1. Sennhieser CX180 (700-800/-)
2. Creative Ep-630 (700-800/-)
3. Soundmagic E30 (>2000/-)

As per reviews on internet Soundmagic E30 is good option but same time it is also mentioned that BASS is low.I don't know 
how much it is low than Sennheiser MX170. At some sites, Soundmagic E10 is suggested for bass lovers but it is also mentioned that mid frequency response is low . 

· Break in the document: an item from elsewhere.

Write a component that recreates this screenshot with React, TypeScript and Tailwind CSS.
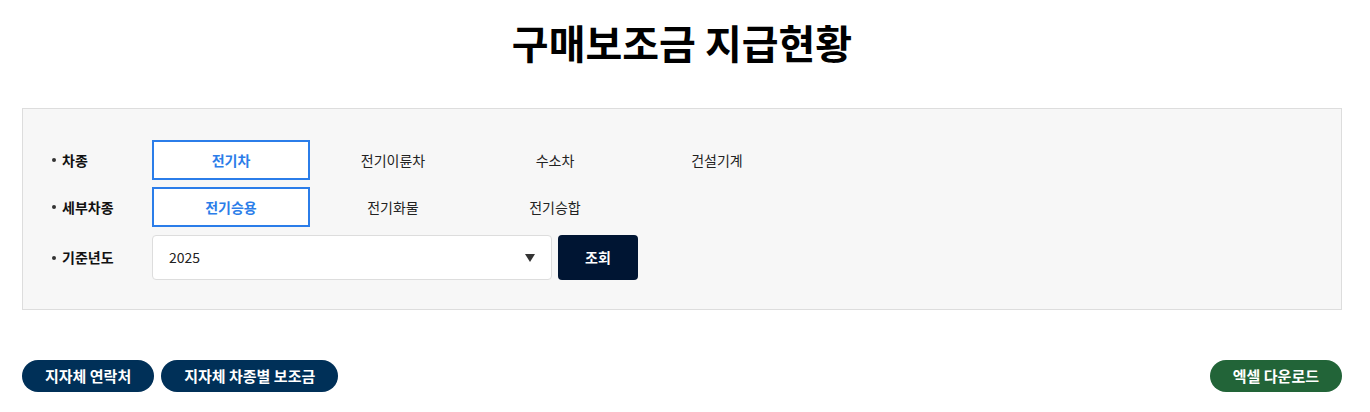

Please suggest me a good earphone  (nearly Rs 2000/-) considering my requirements, good sound performance (good bass, mid and treble performance) and comfort.


----------



## The Incinerator (Sep 3, 2014)

Tpeos Tank.


----------



## Gollum (Sep 3, 2014)

Sennheiser MX470 - Smaller size and comfy fit - comes with extra attachments and a nice leather pouch - gold pin
Sennheiser MX375 - Same size as above but cheaper - only extra leather pouch - nickel pin

I have been using both for the past 2 years, no issues


----------



## High-Fidelity (Sep 3, 2014)

T-Peos Popular, Tank, Rich200, D202-N/D200R are the most VFM IEM with much better sound quality one can buy at 2k grand.


----------



## $hadow (Sep 3, 2014)

I am using T peos Popular +1 to them.


----------